DIRECTIVE: Without the pictures, set down every line of the data exactly.

··· DATA SHOWN ···

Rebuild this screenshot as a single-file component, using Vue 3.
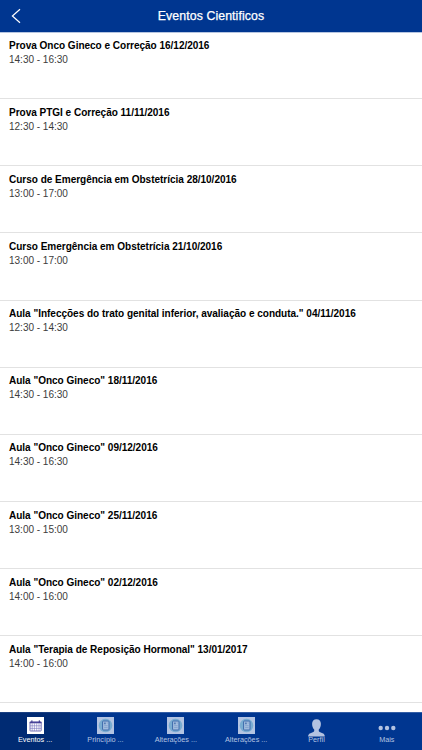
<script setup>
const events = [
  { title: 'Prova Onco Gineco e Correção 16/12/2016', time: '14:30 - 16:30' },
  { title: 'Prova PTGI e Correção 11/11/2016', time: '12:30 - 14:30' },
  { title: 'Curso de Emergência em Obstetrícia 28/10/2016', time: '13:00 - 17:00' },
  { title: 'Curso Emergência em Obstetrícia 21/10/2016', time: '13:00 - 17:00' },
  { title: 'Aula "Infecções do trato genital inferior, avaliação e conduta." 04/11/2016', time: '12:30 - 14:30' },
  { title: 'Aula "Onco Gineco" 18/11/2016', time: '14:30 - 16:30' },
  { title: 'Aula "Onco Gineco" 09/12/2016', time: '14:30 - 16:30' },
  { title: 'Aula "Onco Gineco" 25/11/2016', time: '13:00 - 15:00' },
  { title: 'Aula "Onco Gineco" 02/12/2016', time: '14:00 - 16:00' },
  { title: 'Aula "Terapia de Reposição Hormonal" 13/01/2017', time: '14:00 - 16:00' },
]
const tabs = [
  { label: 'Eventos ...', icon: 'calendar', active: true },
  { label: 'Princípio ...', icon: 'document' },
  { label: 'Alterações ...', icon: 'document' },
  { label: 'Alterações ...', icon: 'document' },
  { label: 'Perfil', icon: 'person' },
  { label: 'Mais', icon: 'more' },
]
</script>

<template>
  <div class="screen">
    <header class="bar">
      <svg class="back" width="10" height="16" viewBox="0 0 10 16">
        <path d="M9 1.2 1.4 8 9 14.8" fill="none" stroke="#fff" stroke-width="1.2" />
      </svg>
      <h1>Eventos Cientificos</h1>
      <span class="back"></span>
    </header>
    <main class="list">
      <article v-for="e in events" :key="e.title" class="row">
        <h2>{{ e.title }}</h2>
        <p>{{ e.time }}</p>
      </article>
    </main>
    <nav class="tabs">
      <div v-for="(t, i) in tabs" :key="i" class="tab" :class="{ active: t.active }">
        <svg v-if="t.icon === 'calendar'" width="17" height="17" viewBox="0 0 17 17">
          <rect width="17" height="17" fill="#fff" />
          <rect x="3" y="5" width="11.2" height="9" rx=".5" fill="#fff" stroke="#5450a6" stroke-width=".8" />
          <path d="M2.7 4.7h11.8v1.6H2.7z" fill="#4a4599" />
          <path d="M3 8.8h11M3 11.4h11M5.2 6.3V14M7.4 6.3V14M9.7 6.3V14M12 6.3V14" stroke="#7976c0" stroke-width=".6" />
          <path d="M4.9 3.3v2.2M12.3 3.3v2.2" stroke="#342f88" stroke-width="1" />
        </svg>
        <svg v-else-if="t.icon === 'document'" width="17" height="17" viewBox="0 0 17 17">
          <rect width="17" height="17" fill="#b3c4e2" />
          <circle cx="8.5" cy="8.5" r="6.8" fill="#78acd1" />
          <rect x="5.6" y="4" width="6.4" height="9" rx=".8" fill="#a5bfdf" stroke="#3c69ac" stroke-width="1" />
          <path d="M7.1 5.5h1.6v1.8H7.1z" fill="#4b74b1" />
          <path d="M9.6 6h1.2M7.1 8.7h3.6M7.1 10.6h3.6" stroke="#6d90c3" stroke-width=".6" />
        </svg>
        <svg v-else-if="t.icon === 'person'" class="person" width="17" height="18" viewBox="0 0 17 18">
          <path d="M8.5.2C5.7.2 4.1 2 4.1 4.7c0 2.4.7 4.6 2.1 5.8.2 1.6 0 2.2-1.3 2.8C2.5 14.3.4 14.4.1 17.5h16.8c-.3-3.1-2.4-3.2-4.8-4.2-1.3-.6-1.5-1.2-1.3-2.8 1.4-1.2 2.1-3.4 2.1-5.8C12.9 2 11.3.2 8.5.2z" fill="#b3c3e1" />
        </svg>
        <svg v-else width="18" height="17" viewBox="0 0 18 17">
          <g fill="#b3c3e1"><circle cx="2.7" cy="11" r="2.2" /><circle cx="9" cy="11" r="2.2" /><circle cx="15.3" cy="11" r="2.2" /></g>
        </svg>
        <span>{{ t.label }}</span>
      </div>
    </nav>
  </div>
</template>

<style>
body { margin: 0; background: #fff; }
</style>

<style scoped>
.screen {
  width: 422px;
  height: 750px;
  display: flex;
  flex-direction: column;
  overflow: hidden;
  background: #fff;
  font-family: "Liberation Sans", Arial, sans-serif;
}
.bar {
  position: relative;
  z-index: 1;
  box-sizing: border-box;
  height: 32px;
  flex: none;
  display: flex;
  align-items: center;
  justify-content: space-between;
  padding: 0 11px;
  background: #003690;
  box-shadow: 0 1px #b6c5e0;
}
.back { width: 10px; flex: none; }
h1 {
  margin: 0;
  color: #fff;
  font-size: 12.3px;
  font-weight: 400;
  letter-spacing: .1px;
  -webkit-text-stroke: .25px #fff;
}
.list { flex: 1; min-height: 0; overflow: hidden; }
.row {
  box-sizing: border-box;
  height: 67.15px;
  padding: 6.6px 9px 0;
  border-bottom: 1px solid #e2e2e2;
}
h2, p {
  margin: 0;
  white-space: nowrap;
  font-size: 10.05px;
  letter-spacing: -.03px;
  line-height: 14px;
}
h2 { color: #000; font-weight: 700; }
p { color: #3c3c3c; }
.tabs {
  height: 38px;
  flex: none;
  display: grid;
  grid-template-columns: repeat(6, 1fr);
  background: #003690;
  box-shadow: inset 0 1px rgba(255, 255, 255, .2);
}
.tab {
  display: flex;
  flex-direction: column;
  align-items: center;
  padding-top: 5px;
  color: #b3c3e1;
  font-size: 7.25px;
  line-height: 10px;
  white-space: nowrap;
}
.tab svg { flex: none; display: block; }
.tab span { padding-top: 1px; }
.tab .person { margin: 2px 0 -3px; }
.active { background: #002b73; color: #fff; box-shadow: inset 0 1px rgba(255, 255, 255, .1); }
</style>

···

ANSWER FOR THE TASK:
Rebuild this screenshot as a single-file component, using Vue 3.
<script setup>
const events = [
  { title: 'Prova Onco Gineco e Correção 16/12/2016', time: '14:30 - 16:30' },
  { title: 'Prova PTGI e Correção 11/11/2016', time: '12:30 - 14:30' },
  { title: 'Curso de Emergência em Obstetrícia 28/10/2016', time: '13:00 - 17:00' },
  { title: 'Curso Emergência em Obstetrícia 21/10/2016', time: '13:00 - 17:00' },
  { title: 'Aula "Infecções do trato genital inferior, avaliação e conduta." 04/11/2016', time: '12:30 - 14:30' },
  { title: 'Aula "Onco Gineco" 18/11/2016', time: '14:30 - 16:30' },
  { title: 'Aula "Onco Gineco" 09/12/2016', time: '14:30 - 16:30' },
  { title: 'Aula "Onco Gineco" 25/11/2016', time: '13:00 - 15:00' },
  { title: 'Aula "Onco Gineco" 02/12/2016', time: '14:00 - 16:00' },
  { title: 'Aula "Terapia de Reposição Hormonal" 13/01/2017', time: '14:00 - 16:00' },
]
const tabs = [
  { label: 'Eventos ...', icon: 'calendar', active: true },
  { label: 'Princípio ...', icon: 'document' },
  { label: 'Alterações ...', icon: 'document' },
  { label: 'Alterações ...', icon: 'document' },
  { label: 'Perfil', icon: 'person' },
  { label: 'Mais', icon: 'more' },
]
</script>

<template>
  <div class="screen">
    <header class="bar">
      <svg class="back" width="10" height="16" viewBox="0 0 10 16">
        <path d="M9 1.2 1.4 8 9 14.8" fill="none" stroke="#fff" stroke-width="1.2" />
      </svg>
      <h1>Eventos Cientificos</h1>
      <span class="back"></span>
    </header>
    <main class="list">
      <article v-for="e in events" :key="e.title" class="row">
        <h2>{{ e.title }}</h2>
        <p>{{ e.time }}</p>
      </article>
    </main>
    <nav class="tabs">
      <div v-for="(t, i) in tabs" :key="i" class="tab" :class="{ active: t.active }">
        <svg v-if="t.icon === 'calendar'" width="17" height="17" viewBox="0 0 17 17">
          <rect width="17" height="17" fill="#fff" />
          <rect x="3" y="5" width="11.2" height="9" rx=".5" fill="#fff" stroke="#5450a6" stroke-width=".8" />
          <path d="M2.7 4.7h11.8v1.6H2.7z" fill="#4a4599" />
          <path d="M3 8.8h11M3 11.4h11M5.2 6.3V14M7.4 6.3V14M9.7 6.3V14M12 6.3V14" stroke="#7976c0" stroke-width=".6" />
          <path d="M4.9 3.3v2.2M12.3 3.3v2.2" stroke="#342f88" stroke-width="1" />
        </svg>
        <svg v-else-if="t.icon === 'document'" width="17" height="17" viewBox="0 0 17 17">
          <rect width="17" height="17" fill="#b3c4e2" />
          <circle cx="8.5" cy="8.5" r="6.8" fill="#78acd1" />
          <rect x="5.6" y="4" width="6.4" height="9" rx=".8" fill="#a5bfdf" stroke="#3c69ac" stroke-width="1" />
          <path d="M7.1 5.5h1.6v1.8H7.1z" fill="#4b74b1" />
          <path d="M9.6 6h1.2M7.1 8.7h3.6M7.1 10.6h3.6" stroke="#6d90c3" stroke-width=".6" />
        </svg>
        <svg v-else-if="t.icon === 'person'" class="person" width="17" height="18" viewBox="0 0 17 18">
          <path d="M8.5.2C5.7.2 4.1 2 4.1 4.7c0 2.4.7 4.6 2.1 5.8.2 1.6 0 2.2-1.3 2.8C2.5 14.3.4 14.4.1 17.5h16.8c-.3-3.1-2.4-3.2-4.8-4.2-1.3-.6-1.5-1.2-1.3-2.8 1.4-1.2 2.1-3.4 2.1-5.8C12.9 2 11.3.2 8.5.2z" fill="#b3c3e1" />
        </svg>
        <svg v-else width="18" height="17" viewBox="0 0 18 17">
          <g fill="#b3c3e1"><circle cx="2.7" cy="11" r="2.2" /><circle cx="9" cy="11" r="2.2" /><circle cx="15.3" cy="11" r="2.2" /></g>
        </svg>
        <span>{{ t.label }}</span>
      </div>
    </nav>
  </div>
</template>

<style>
body { margin: 0; background: #fff; }
</style>

<style scoped>
.screen {
  width: 422px;
  height: 750px;
  display: flex;
  flex-direction: column;
  overflow: hidden;
  background: #fff;
  font-family: "Liberation Sans", Arial, sans-serif;
}
.bar {
  position: relative;
  z-index: 1;
  box-sizing: border-box;
  height: 32px;
  flex: none;
  display: flex;
  align-items: center;
  justify-content: space-between;
  padding: 0 11px;
  background: #003690;
  box-shadow: 0 1px #b6c5e0;
}
.back { width: 10px; flex: none; }
h1 {
  margin: 0;
  color: #fff;
  font-size: 12.3px;
  font-weight: 400;
  letter-spacing: .1px;
  -webkit-text-stroke: .25px #fff;
}
.list { flex: 1; min-height: 0; overflow: hidden; }
.row {
  box-sizing: border-box;
  height: 67.15px;
  padding: 6.6px 9px 0;
  border-bottom: 1px solid #e2e2e2;
}
h2, p {
  margin: 0;
  white-space: nowrap;
  font-size: 10.05px;
  letter-spacing: -.03px;
  line-height: 14px;
}
h2 { color: #000; font-weight: 700; }
p { color: #3c3c3c; }
.tabs {
  height: 38px;
  flex: none;
  display: grid;
  grid-template-columns: repeat(6, 1fr);
  background: #003690;
  box-shadow: inset 0 1px rgba(255, 255, 255, .2);
}
.tab {
  display: flex;
  flex-direction: column;
  align-items: center;
  padding-top: 5px;
  color: #b3c3e1;
  font-size: 7.25px;
  line-height: 10px;
  white-space: nowrap;
}
.tab svg { flex: none; display: block; }
.tab span { padding-top: 1px; }
.tab .person { margin: 2px 0 -3px; }
.active { background: #002b73; color: #fff; box-shadow: inset 0 1px rgba(255, 255, 255, .1); }
</style>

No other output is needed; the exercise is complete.